• SOURCE EXCERPT
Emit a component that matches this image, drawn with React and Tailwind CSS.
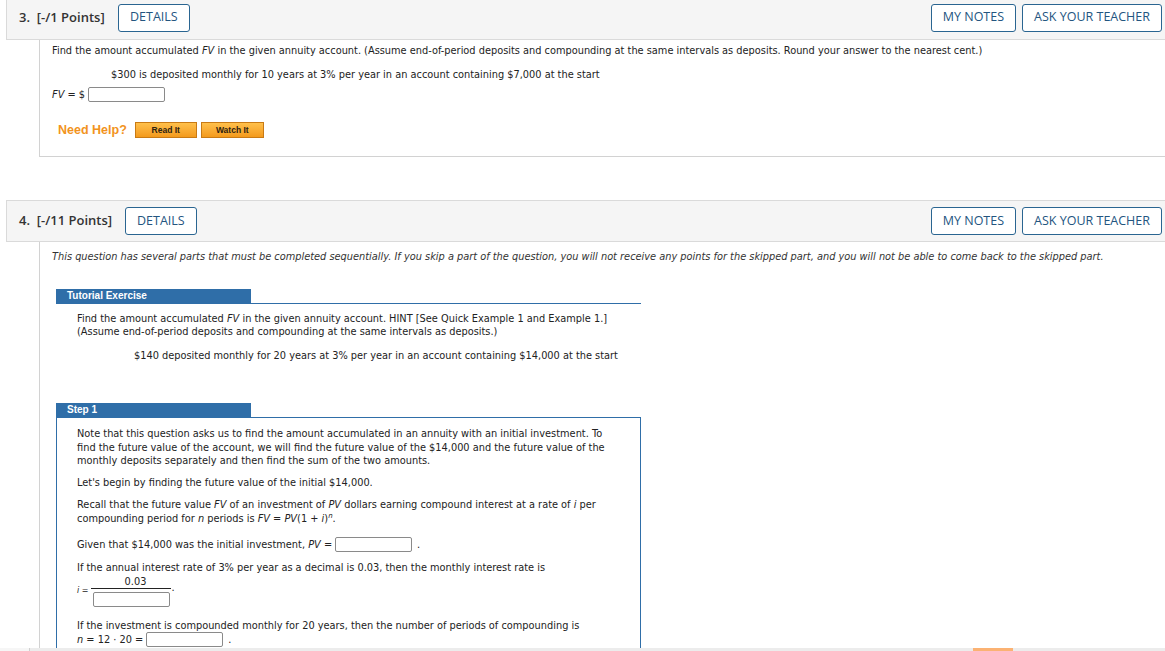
const body = "font-['DejaVu_Sans',Verdana,sans-serif] text-[9.8px] text-[#222]"

function Btn({ children }) {
  return (
    <button className="h-[28px] px-[11px] rounded-[3px] border border-[#2a6591] bg-white text-[#24557f] text-[12.5px] font-['Open_Sans',sans-serif] leading-none">
      {children}
    </button>
  )
}

function Header({ num, pts, labelW }) {
  return (
    <div className="flex items-center h-full pl-[12px] pr-[3px]">
      <span className={`${labelW} font-['Open_Sans',sans-serif] font-semibold text-[13px] text-[#333] whitespace-nowrap`}>
        {num}.&nbsp; [-/{pts} Points]
      </span>
      <Btn>DETAILS</Btn>
      <div className="ml-auto flex gap-[6px]">
        <Btn>MY NOTES</Btn>
        <Btn>ASK YOUR TEACHER</Btn>
      </div>
    </div>
  )
}

function Box({ w }) {
  return <span className={`inline-block align-middle h-[15px] ${w} border border-[#8a8a8a] rounded-[2px] bg-white`} />
}

function OrangeBtn({ children, w }) {
  return (
    <span className={`inline-flex items-center justify-center h-[16px] ${w} border border-[#c97a14] bg-gradient-to-b from-[#ffc04a] to-[#f39a1b] text-[8.5px] font-bold text-[#2e2210] font-['Liberation_Sans',Arial,sans-serif]`}>
      {children}
    </span>
  )
}

function Tab({ children }) {
  return (
    <div className="w-[195px] h-[14px] bg-[#2f6ea8] text-white font-bold text-[10px] font-['Liberation_Sans',Arial,sans-serif] pl-[11px] leading-[14px]">
      {children}
    </div>
  )
}

export default function App() {
  return (
    <div className="w-[1165px] h-[651px] overflow-hidden bg-white relative">
      {/* Question 3 */}
      <div className="ml-[6px] mt-[-4px] h-[44px] bg-[#f5f5f5] border-l border-b border-[#dadada]">
        <Header num="3" pts="1" labelW="w-[99px]" />
      </div>
      <div className={`ml-[39px] h-[117px] border-l border-b border-[#d2d2d2] pl-[12px] pt-[4px] ${body}`}>
        <p className="leading-[13px]">
          Find the amount accumulated <i>FV</i> in the given annuity account. (Assume end-of-period deposits and compounding at the same intervals as deposits. Round your answer to the nearest cent.)
        </p>
        <p className="leading-[13px] mt-[11px] pl-[59px]">
          $300 is deposited monthly for 10 years at 3% per year in an account containing $7,000 at the start
        </p>
        <div className="mt-[6px] flex items-center gap-[3px] leading-[15px]">
          <span><i>FV</i> = $</span>
          <Box w="w-[77px]" />
        </div>
        <div className="mt-[19px] ml-[6px] flex items-center gap-[4px]">
          <span className="font-['Liberation_Sans',Arial,sans-serif] font-bold text-[12.5px] text-[#f29320] mr-[4px]">Need Help?</span>
          <OrangeBtn w="w-[62px]">Read It</OrangeBtn>
          <OrangeBtn w="w-[63px]">Watch It</OrangeBtn>
        </div>
      </div>

      {/* Question 4 */}
      <div className="ml-[6px] mt-[43px] h-[42px] bg-[#f5f5f5] border-l border-t border-b border-[#dadada]">
        <Header num="4" pts="11" labelW="w-[106px]" />
      </div>
      <div className={`ml-[39px] h-[420px] border-l border-[#d2d2d2] pl-[12px] pt-[8px] ${body}`}>
        <p className="italic leading-[13px] text-[#333]">
          This question has several parts that must be completed sequentially. If you skip a part of the question, you will not receive any points for the skipped part, and you will not be able to come back to the skipped part.
        </p>

        <div className="ml-[4px] mt-[26px] w-[585px]">
          <div className="border-b border-[#2f6ea8]">
            <Tab>Tutorial Exercise</Tab>
          </div>
          <div className="pl-[21px] pt-[8px] leading-[13px]">
            <p>Find the amount accumulated <i>FV</i> in the given annuity account. HINT [See Quick Example 1 and Example 1.]</p>
            <p>(Assume end-of-period deposits and compounding at the same intervals as deposits.)</p>
            <p className="pl-[57px] mt-[11px]">$140 deposited monthly for 20 years at 3% per year in an account containing $14,000 at the start</p>
          </div>

          <div className="mt-[41px]">
            <Tab>Step 1</Tab>
            <div className="border border-[#2f6ea8] h-[260px] pl-[20px] pt-[9px] pr-[28px] leading-[13.5px]">
              <p>
                Note that this question asks us to find the amount accumulated in an annuity with an initial investment. To find the future value of the account, we will find the future value of the $14,000 and the future value of the monthly deposits separately and then find the sum of the two amounts.
              </p>
              <p className="mt-[8px]">Let's begin by finding the future value of the initial $14,000.</p>
              <p className="mt-[9px]">
                Recall that the future value <i>FV</i> of an investment of <i>PV</i> dollars earning compound interest at a rate of <i>i</i> per compounding period for <i>n</i> periods is <i>FV</i> = <i>PV</i>(1 + <i>i</i>)<sup className="italic text-[7px] leading-none">n</sup>.
              </p>
              <div className="mt-[12px] flex items-center gap-[3px]">
                <span>Given that $14,000 was the initial investment, <i>PV</i> =</span>
                <Box w="w-[77px]" />
                <span className="ml-[2px]">.</span>
              </div>
              <p className="mt-[9px]">If the annual interest rate of 3% per year as a decimal is 0.03, then the monthly interest rate is</p>
              <div className="flex items-center">
                <span className="text-[8px] mr-[3px] mt-[1px]"><i>i</i> =</span>
                <div className="flex flex-col items-center w-[80px]">
                  <span className="leading-[13px] ml-[8px]">0.03</span>
                  <div className="w-full border-t border-[#222] pt-[3px] flex justify-center">
                    <Box w="w-[77px]" />
                  </div>
                </div>
                <span className="self-center mb-[6px]">.</span>
              </div>
              <p className="mt-[12px]">If the investment is compounded monthly for 20 years, then the number of periods of compounding is</p>
              <div className="flex items-center gap-[3px]">
                <span><i>n</i> = 12 · 20 =</span>
                <Box w="w-[77px]" />
                <span className="ml-[2px]">.</span>
              </div>
            </div>
          </div>
        </div>
      </div>

      {/* horizontal scrollbar strip */}
      <div className="absolute left-0 right-0 bottom-0 h-[3px] bg-[#ececec] flex">
        <div className="w-[30px] bg-[#f6f6f6] border-r border-[#d0d0d0]" />
        <div className="ml-[943px] w-[40px] bg-[#fbb273]" />
      </div>
    </div>
  )
}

• WHAT THIS TASK INVOLVES
Omit each picture, then return all of the listing exactly as it stands.

• SOLUTION TO THIS EXERCISE
Emit a component that matches this image, drawn with React and Tailwind CSS.
const body = "font-['DejaVu_Sans',Verdana,sans-serif] text-[9.8px] text-[#222]"

function Btn({ children }) {
  return (
    <button className="h-[28px] px-[11px] rounded-[3px] border border-[#2a6591] bg-white text-[#24557f] text-[12.5px] font-['Open_Sans',sans-serif] leading-none">
      {children}
    </button>
  )
}

function Header({ num, pts, labelW }) {
  return (
    <div className="flex items-center h-full pl-[12px] pr-[3px]">
      <span className={`${labelW} font-['Open_Sans',sans-serif] font-semibold text-[13px] text-[#333] whitespace-nowrap`}>
        {num}.&nbsp; [-/{pts} Points]
      </span>
      <Btn>DETAILS</Btn>
      <div className="ml-auto flex gap-[6px]">
        <Btn>MY NOTES</Btn>
        <Btn>ASK YOUR TEACHER</Btn>
      </div>
    </div>
  )
}

function Box({ w }) {
  return <span className={`inline-block align-middle h-[15px] ${w} border border-[#8a8a8a] rounded-[2px] bg-white`} />
}

function OrangeBtn({ children, w }) {
  return (
    <span className={`inline-flex items-center justify-center h-[16px] ${w} border border-[#c97a14] bg-gradient-to-b from-[#ffc04a] to-[#f39a1b] text-[8.5px] font-bold text-[#2e2210] font-['Liberation_Sans',Arial,sans-serif]`}>
      {children}
    </span>
  )
}

function Tab({ children }) {
  return (
    <div className="w-[195px] h-[14px] bg-[#2f6ea8] text-white font-bold text-[10px] font-['Liberation_Sans',Arial,sans-serif] pl-[11px] leading-[14px]">
      {children}
    </div>
  )
}

export default function App() {
  return (
    <div className="w-[1165px] h-[651px] overflow-hidden bg-white relative">
      {/* Question 3 */}
      <div className="ml-[6px] mt-[-4px] h-[44px] bg-[#f5f5f5] border-l border-b border-[#dadada]">
        <Header num="3" pts="1" labelW="w-[99px]" />
      </div>
      <div className={`ml-[39px] h-[117px] border-l border-b border-[#d2d2d2] pl-[12px] pt-[4px] ${body}`}>
        <p className="leading-[13px]">
          Find the amount accumulated <i>FV</i> in the given annuity account. (Assume end-of-period deposits and compounding at the same intervals as deposits. Round your answer to the nearest cent.)
        </p>
        <p className="leading-[13px] mt-[11px] pl-[59px]">
          $300 is deposited monthly for 10 years at 3% per year in an account containing $7,000 at the start
        </p>
        <div className="mt-[6px] flex items-center gap-[3px] leading-[15px]">
          <span><i>FV</i> = $</span>
          <Box w="w-[77px]" />
        </div>
        <div className="mt-[19px] ml-[6px] flex items-center gap-[4px]">
          <span className="font-['Liberation_Sans',Arial,sans-serif] font-bold text-[12.5px] text-[#f29320] mr-[4px]">Need Help?</span>
          <OrangeBtn w="w-[62px]">Read It</OrangeBtn>
          <OrangeBtn w="w-[63px]">Watch It</OrangeBtn>
        </div>
      </div>

      {/* Question 4 */}
      <div className="ml-[6px] mt-[43px] h-[42px] bg-[#f5f5f5] border-l border-t border-b border-[#dadada]">
        <Header num="4" pts="11" labelW="w-[106px]" />
      </div>
      <div className={`ml-[39px] h-[420px] border-l border-[#d2d2d2] pl-[12px] pt-[8px] ${body}`}>
        <p className="italic leading-[13px] text-[#333]">
          This question has several parts that must be completed sequentially. If you skip a part of the question, you will not receive any points for the skipped part, and you will not be able to come back to the skipped part.
        </p>

        <div className="ml-[4px] mt-[26px] w-[585px]">
          <div className="border-b border-[#2f6ea8]">
            <Tab>Tutorial Exercise</Tab>
          </div>
          <div className="pl-[21px] pt-[8px] leading-[13px]">
            <p>Find the amount accumulated <i>FV</i> in the given annuity account. HINT [See Quick Example 1 and Example 1.]</p>
            <p>(Assume end-of-period deposits and compounding at the same intervals as deposits.)</p>
            <p className="pl-[57px] mt-[11px]">$140 deposited monthly for 20 years at 3% per year in an account containing $14,000 at the start</p>
          </div>

          <div className="mt-[41px]">
            <Tab>Step 1</Tab>
            <div className="border border-[#2f6ea8] h-[260px] pl-[20px] pt-[9px] pr-[28px] leading-[13.5px]">
              <p>
                Note that this question asks us to find the amount accumulated in an annuity with an initial investment. To find the future value of the account, we will find the future value of the $14,000 and the future value of the monthly deposits separately and then find the sum of the two amounts.
              </p>
              <p className="mt-[8px]">Let's begin by finding the future value of the initial $14,000.</p>
              <p className="mt-[9px]">
                Recall that the future value <i>FV</i> of an investment of <i>PV</i> dollars earning compound interest at a rate of <i>i</i> per compounding period for <i>n</i> periods is <i>FV</i> = <i>PV</i>(1 + <i>i</i>)<sup className="italic text-[7px] leading-none">n</sup>.
              </p>
              <div className="mt-[12px] flex items-center gap-[3px]">
                <span>Given that $14,000 was the initial investment, <i>PV</i> =</span>
                <Box w="w-[77px]" />
                <span className="ml-[2px]">.</span>
              </div>
              <p className="mt-[9px]">If the annual interest rate of 3% per year as a decimal is 0.03, then the monthly interest rate is</p>
              <div className="flex items-center">
                <span className="text-[8px] mr-[3px] mt-[1px]"><i>i</i> =</span>
                <div className="flex flex-col items-center w-[80px]">
                  <span className="leading-[13px] ml-[8px]">0.03</span>
                  <div className="w-full border-t border-[#222] pt-[3px] flex justify-center">
                    <Box w="w-[77px]" />
                  </div>
                </div>
                <span className="self-center mb-[6px]">.</span>
              </div>
              <p className="mt-[12px]">If the investment is compounded monthly for 20 years, then the number of periods of compounding is</p>
              <div className="flex items-center gap-[3px]">
                <span><i>n</i> = 12 · 20 =</span>
                <Box w="w-[77px]" />
                <span className="ml-[2px]">.</span>
              </div>
            </div>
          </div>
        </div>
      </div>

      {/* horizontal scrollbar strip */}
      <div className="absolute left-0 right-0 bottom-0 h-[3px] bg-[#ececec] flex">
        <div className="w-[30px] bg-[#f6f6f6] border-r border-[#d0d0d0]" />
        <div className="ml-[943px] w-[40px] bg-[#fbb273]" />
      </div>
    </div>
  )
}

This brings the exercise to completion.